I would like to know wether there is a method that can be used in python to replace all of these characters to the

most similiar analog in the regex-pattern range [a-zA-Z0-9.,:?!@$€] ( or [α-ωΑ-Ωa-zA-Z0-9.,:?!@$€]), i.e. to all latin (greek) letters, numbers and punctuation signs.

That would yield š -> s, œ -> oe, Ó -> O. but † -> <nothing>

In case, no close relation can be found, e.g. for symbols or smileys, they should be deleted.

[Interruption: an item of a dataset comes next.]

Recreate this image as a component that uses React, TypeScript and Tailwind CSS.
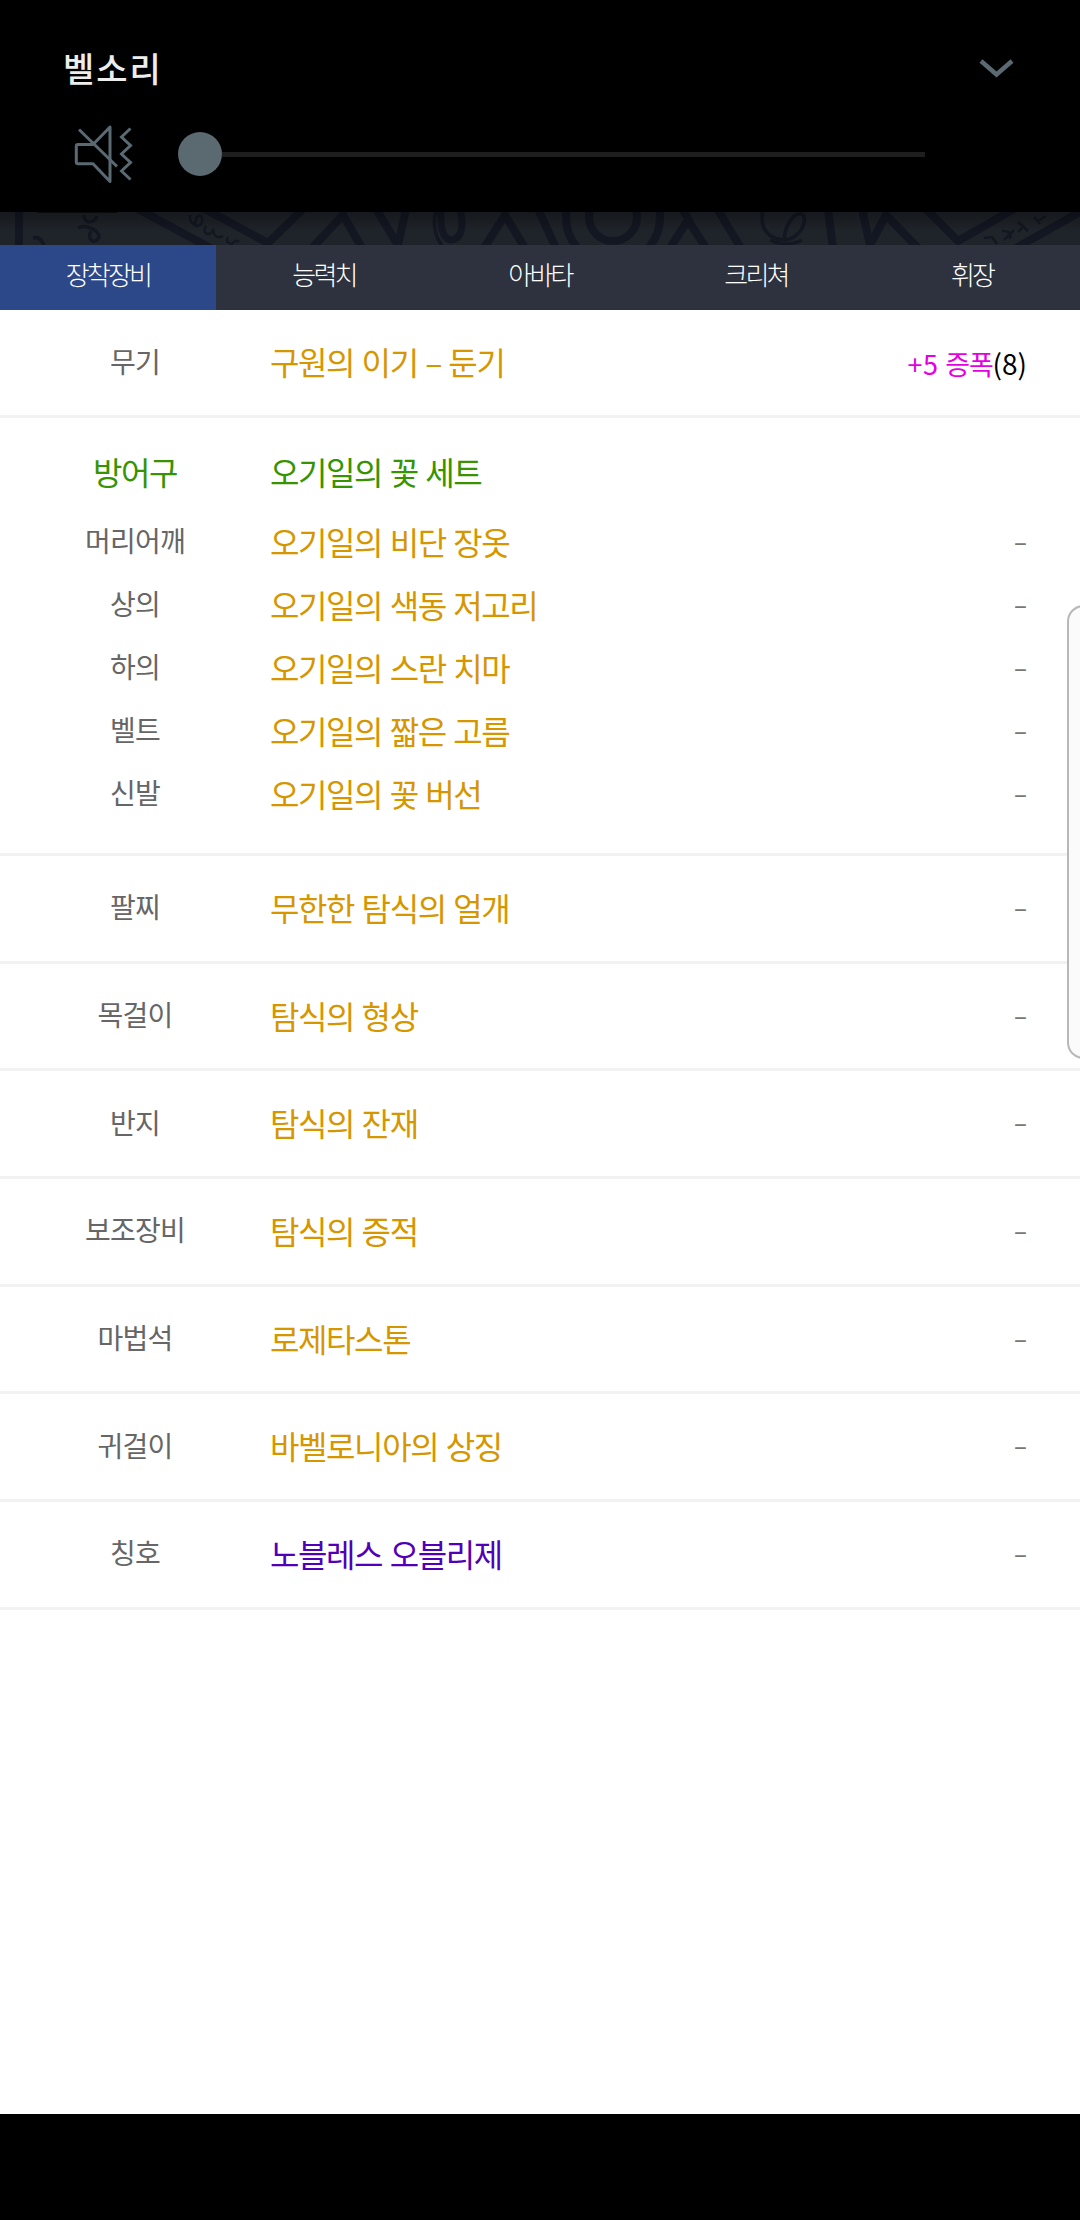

I know, it is subjective which characters can be identified with each other, but maybe there is an approximate solution.

markalex
  • 8,623
  • 2
  • 7
  • 32
Uwe.Schneider
  • 1,112
  • 1
  • 15
  • 28
  • 1
    the sdlib function `unicodedata.normalize` can help with some of that, but certain of the characters you want won't be decomposed to ascii counterparts. – jsbueno Apr 04 '23 at 15:46
  • 1
    [This answer](https://stackoverflow.com/a/2633310) recommends something quite close to what you want (it translates `†` to `+`). If it is good enough for you, removing unwanted characters should be trivial. – InSync Apr 04 '23 at 15:55
  • 1
    Does this answer your question? [What is the best way to remove accents (normalize) in a Python unicode string?](https://stackoverflow.com/questions/517923/what-is-the-best-way-to-remove-accents-normalize-in-a-python-unicode-string) – JosefZ Apr 04 '23 at 20:45

0 Answers0